Hanna was born in Israel in 1955 and became considerably accomplished through education and hard work.  He speaks and writes flawless Hebrew and Arabic; his English is fluent.  He graduated and then got his doctorate in civil engineering and urban planning from the prestigious Technion University.  Then he served as mayor of Eilaboun before being elected to the Knesset in 2006. 

His children are unusually high achievers too.  Hanna’s son completed medical school in Haifa – where entry is virtually barred to most Palestinian students, who usually have to look for medical training abroad.  One of his daughters is studying law in Haifa and the youngest majoring in Social Work at Hebrew University in Jerusalem.

In other words, Hanna Swaid and his family have reached the pinnacle of achievement open to talented Palestinians in Israel. 

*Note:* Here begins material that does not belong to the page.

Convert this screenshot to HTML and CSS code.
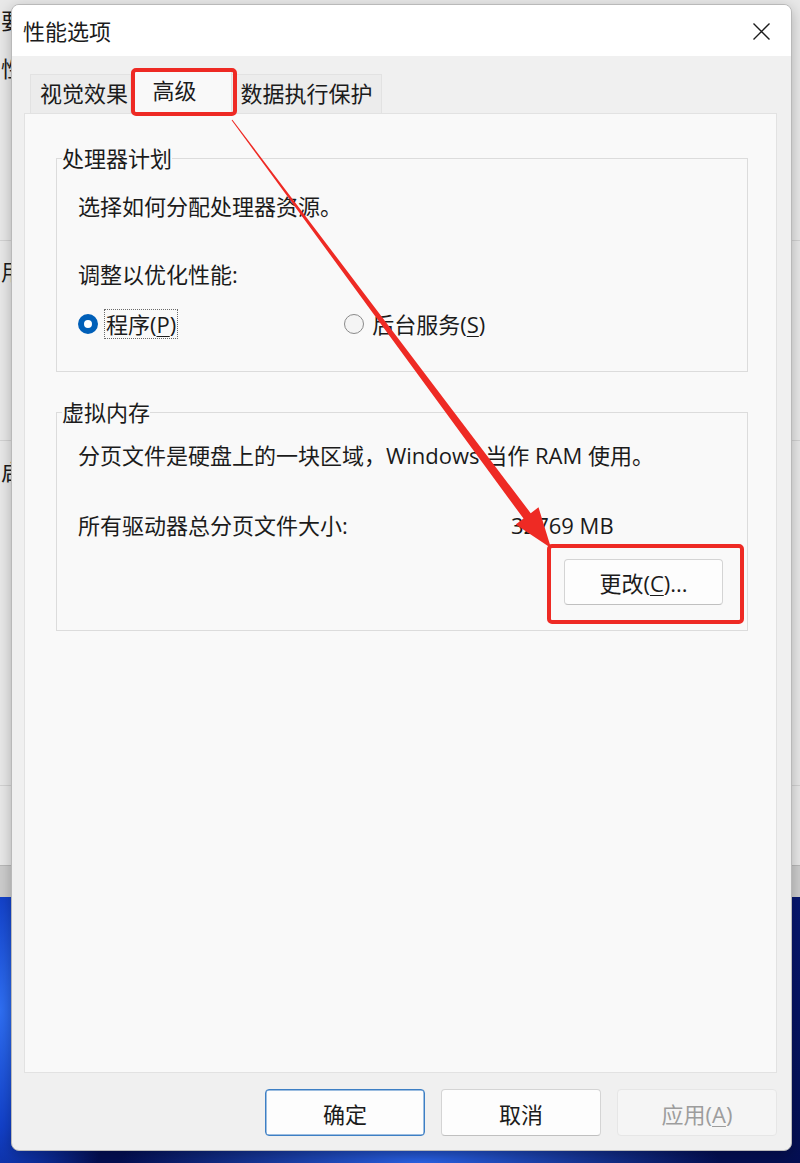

But still, in the Knesset he is an invisible man.

*    *    *    *
Hanna speaks passionately and with great dignity about the need for Palestinian citizens in Israel to carve out a space for themselves in Israeli society.  He argues that Palestinians can keep their national and cultural identity while struggling for equality within a reformed civil and political structure in Israel.  Meanwhile, he fights doggedly to oppose discrimination against the Palestinian citizens of the Jewish State, while representing his constituents in the time-honored way of elected officials.  It is a frustrating and mostly ineffective battle.
*    *    *    *
Can Israel evolve into a democratic state of all its citizens as Palestinian reformers hope?

In 1948 Israel’s Declaration of Independence promise of equal rights for all its citizens, regardless of religion or ethnicity and these rights were supposed to be written into a constitution that was to be adopted within a matter of months.  Now, 65 years later, there is still no Israeli constitution or bill of rights guaranteed to all citizens.

By chance I happened to come across a posting this morning by As'ad AbuKhalil in his “Angry Arab” blog citing a quotation from the late US-born Rabbi Meir Kahane, the racist patron saint of Israel’s far Right:
“…let me explain why everybody is mad at me. It’s because I have confronted people with the following contradiction: you can’t have Zionism and democracy at the same time. And for those who criticize me, it’s very difficult to get out of this contradiction.

"Now let me answer your question. First of all, Western democracy has to be ruled out. For me that’s cut and dried: there’s no question of setting up democracy in Israel, because democracy means equal rights for all, irrespective of racial or religious origins. Therefore democracy and Zionism cannot go together. And Israel’s Declaration of Independence, which proclaimed this state to be a Jewish state, is a totally schizophrenic document. You just can’t, on the one hand, want a Jewish state and at the same time give non-Jews the right to become a majority. When Abba Eban makes beautiful speeches in twelve languages and starts talking about Jewish democracy-what on earth does that mean, Jewish democracy?"